The daily task that I think provided the most personal growth: drawing the same walnut tree while outside. This is the final drawing in my sketchbook. I began there, and then realized that I could make blank books to fill with enough pages to include over a week of drawings, to show the cycles of life/days/weeks/time and encourage the process of putting one foot in front of the other, even in difficult times. So I went from one daily drawing of this tree to six (my sketchbook plus five books, sometimes a seventh drawing because I'd come back to my sketchbook at the end of the session).
This was my view, minus the septic tank directly to the right. On certain days when it was too hard to sit (like when chairs were freezing and covered in snow or rain), I leaned on what I think is the generator unit box behind the septic tank. We had wild ranges of weather and when it got frighteningly windy (like, the house is going to tear away windy), I thought, I cannot possibly go outside. I tried one day to draw from indoors and it was so distancing and felt too separated that I just bundled up and braved the weather even though it was a short drawing session. I had a lap blanket and everything. Frauke only saw me doing it once, on a bad weather day, and said I was crazy. High compliment!!
Final daily task: processing milkweed. Here is my booty from my stay. I know, seems like so little! But it was so much.

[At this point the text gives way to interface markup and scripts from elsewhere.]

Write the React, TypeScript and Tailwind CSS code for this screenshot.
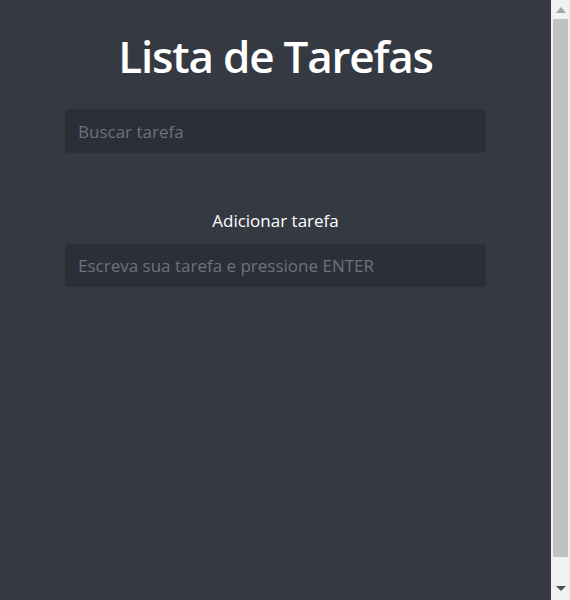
import React, { useState } from 'react';

const App: React.FC = () => {
  const [busca, setBusca] = useState('');
  const [tarefa, setTarefa] = useState('');

  return (
    <div className="h-screen flex bg-[#353a42] text-white font-['Open_Sans',sans-serif] overflow-hidden">
      <div className="flex-1">
        <div className="w-[421px] mx-auto pt-[28px] flex flex-col items-center">
          <h1 className="text-[44px] font-semibold leading-[56px] tracking-[-1.2px] mb-[25px]">Lista de Tarefas</h1>

          <input
            type="text"
            value={busca}
            onChange={(e) => setBusca(e.target.value)}
            placeholder="Buscar tarefa"
            className="w-full h-[44px] px-[13px] rounded-[4px] bg-[#2b2f37] text-[17px] text-white placeholder:text-[#6c737c] outline-none"
          />

          <label className="mt-[56px] mb-[11px] text-[17px] leading-[24px]">Adicionar tarefa</label>
          <input
            type="text"
            value={tarefa}
            onChange={(e) => setTarefa(e.target.value)}
            placeholder="Escreva sua tarefa e pressione ENTER"
            className="w-full h-[43px] px-[13px] rounded-[4px] bg-[#2b2f37] text-[17px] text-white placeholder:text-[#6c737c] outline-none"
          />
        </div>
      </div>

      {/* scrollbar */}
      <div className="w-[19px] bg-[#f1f1f1] flex flex-col">
        <div className="h-[19px] pt-[7px] flex justify-center">
          <svg width="10" height="6" viewBox="0 0 10 6"><path d="M5 0L10 6H0z" fill="#a3a3a3" /></svg>
        </div>
        <div className="h-[538px] mx-[2px] bg-[#c1c1c1]" />
        <div className="flex-1 pt-[29px] flex justify-center">
          <svg width="10" height="5" viewBox="0 0 10 5"><path d="M0 0H10L5 5z" fill="#505050" /></svg>
        </div>
      </div>
    </div>
  );
};

export default App;
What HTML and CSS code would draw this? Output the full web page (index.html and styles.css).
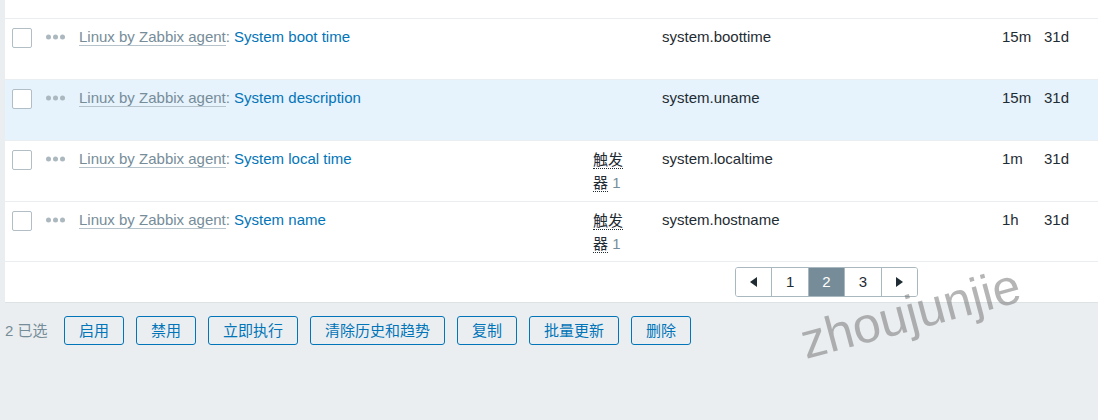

So much because part of the task was to really slow down and spend time with this plant that I've had a relationship with for over 20 years. I wanted to really get down to where which fibers were, and different approaches to separating layers after winter retting. I drew the milkweed daily until I was done (and only processed one stump until about a week in when I got tired of that and did the rest of the batch the last day).
This is why my batch was small, I only harvested a handful! I did that my first day, sad that they had mowed so much that I only had bits to work with, but in a way glad. This is my first stay where I had to really consider my body's limitations, and this was the perfect approach. I knew I couldn't make paper this year here, and that I had to really pare down what I transported. I gave myself rules: only one dye/color (kakishibu), and only what could fit into one bin. In the end, even that was too much! I always forget that I really don't need much to make art. In fact, it's easier to be fully present when I have less stuff.
This was my grounding activity from the start. The big plain bark panel at top right was the first, and then I used up my stashes from there. Only the lower left is paper, the rest is all beaten bark bits that were leftover from grids that I took apart. It's amazing how satisfying this is, something I learned in kindergarten, and how much time it takes.
Every arrival, I make the space my own. That meant clearing old bones from the nook outside my side door to the studio, and stacking what rocks were left behind. I saw this a lot in Korea, all over, at Buddhist sites, beaches, mountains, and so on. It wasn't until now that I understood why people do it. Here, I finally let myself let go of the dreaded and poisoned word/idea of "productivity" and followed Frauke's encouragement, which in the end was what my body was telling me all the time: stay in bed longer if you need, rest when you need (I napped every day except the last two, and really felt the difference when I didn't), enjoy long slow meals, and commune with the outdoors. This was, as I always knew it, the perfect remedy to my always frantic and intense Januarys.